_EXERCISE_
Copy each line that holds "React".

_LISTING_
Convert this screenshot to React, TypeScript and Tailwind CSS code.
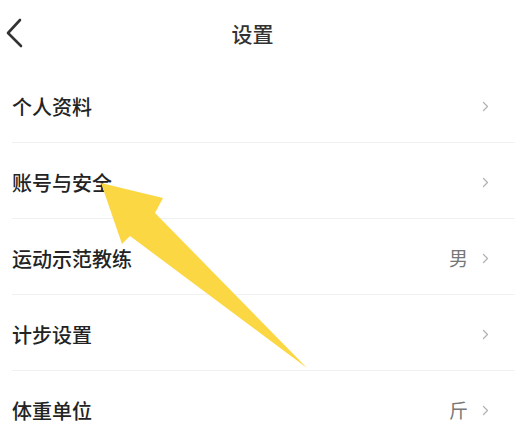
import React from "react";

const rows: { label: string; value?: string }[] = [
  { label: "个人资料" },
  { label: "账号与安全" },
  { label: "运动示范教练", value: "男" },
  { label: "计步设置" },
  { label: "体重单位", value: "斤" },
];

const Chevron = () => (
  <svg width="7" height="11" viewBox="0 0 7 11" fill="none">
    <path d="M1.5 1.5 L5.5 5.5 L1.5 9.5" stroke="#b3b3b3" strokeWidth="1.3" strokeLinecap="round" strokeLinejoin="round" />
  </svg>
);

export default function App() {
  return (
    <div
      className="relative w-[515px] h-[441px] overflow-hidden bg-white"
      style={{ fontFamily: '"Noto Sans CJK SC", "Noto Sans", sans-serif' }}
    >
      {/* header */}
      <div className="relative flex h-[67px] items-center justify-center">
        <button className="absolute left-[4px] top-[16px] p-0">
          <svg width="24" height="32" viewBox="0 0 24 32" fill="none">
            <path d="M16 4 L4 17 L17 30" stroke="#333" strokeWidth="2.6" strokeLinecap="round" strokeLinejoin="round" />
          </svg>
        </button>
        <span className="pr-[10px] text-[21px] font-medium text-[#333]">设置</span>
      </div>

      {/* list */}
      <div className="flex flex-col">
        {rows.map((r) => (
          <div
            key={r.label}
            className="ml-3 flex h-[76px] items-center justify-between border-b border-[#f1f1f1] pr-[26px]"
          >
            <span className="pt-[5px] text-[20px] font-medium text-[#232323]">{r.label}</span>
            <div className="flex items-center gap-[14px] pt-[4px]">
              {r.value && <span className="text-[19px] text-[#777]">{r.value}</span>}
              <Chevron />
            </div>
          </div>
        ))}
      </div>

      {/* annotation arrow */}
      <svg className="pointer-events-none absolute left-0 top-0" width="515" height="441" viewBox="0 0 515 441">
        <polygon
          points="101,183 163,198 155,213 307,368 130,236 122,244"
          fill="#fbd744"
        />
      </svg>
    </div>
  );
}
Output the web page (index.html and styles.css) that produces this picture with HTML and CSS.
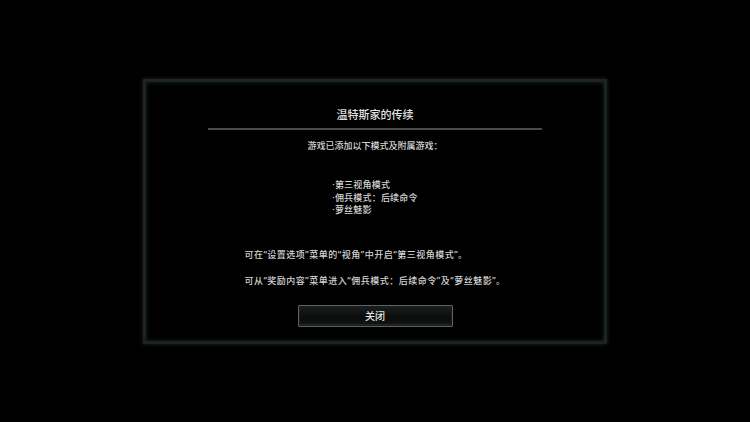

_RESULT OF THE EXERCISE_
Convert this screenshot to React, TypeScript and Tailwind CSS code.
import React from "react";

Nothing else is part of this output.